The pound fell to an eight-month low against the dollar yesterday, to $1.523, following news that the governor of the Bank of England Sir Mervyn King had been pushing for another round of monetary stimulus.
This is in sharp contrast to the US, where improving growth prospects have led the Federal Reserve to consider making an early exit from quantative easing, despite the absence of a substantial improvement in the labour market. This would continue to support the dollar versus sterling in the near term.
Chris Saint, senior currency analyst at Hargreaves Lansdowne, said: “The key message to investors thinking of selling is to think about currency early on. We enable investors to lock into the current exchange rate and offer forwards of up to two years. It’s difficult to forecast changes over the long term, but those thinking about currency now are in a really good position to take advantage of the current valuation.”

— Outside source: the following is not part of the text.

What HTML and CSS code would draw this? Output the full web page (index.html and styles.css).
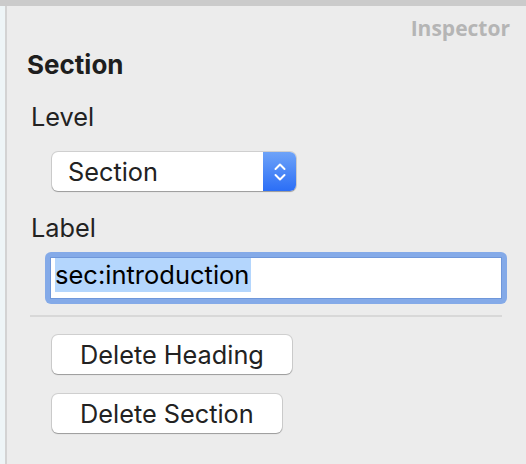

Gilts will also continue to suffer, as Stuart Frost, co-head of RWC’s absolute return bond and currency, commented: "With the BoE’s focus on more targeted tools rather than quantitative easing, and inflation set to stay high, the outlook for Gilts is not pretty. Short Gilts, long Bunds is already a consensus trade."
But he does not see much more downside for the pound in the near term: "We continue to have a negative bias for Sterling, however given the recent depreciation, and the fact that GBP shorts in the market are now fairly large, it’s hard to see another big move downwards in the absence of further bad news or central banker jawboning."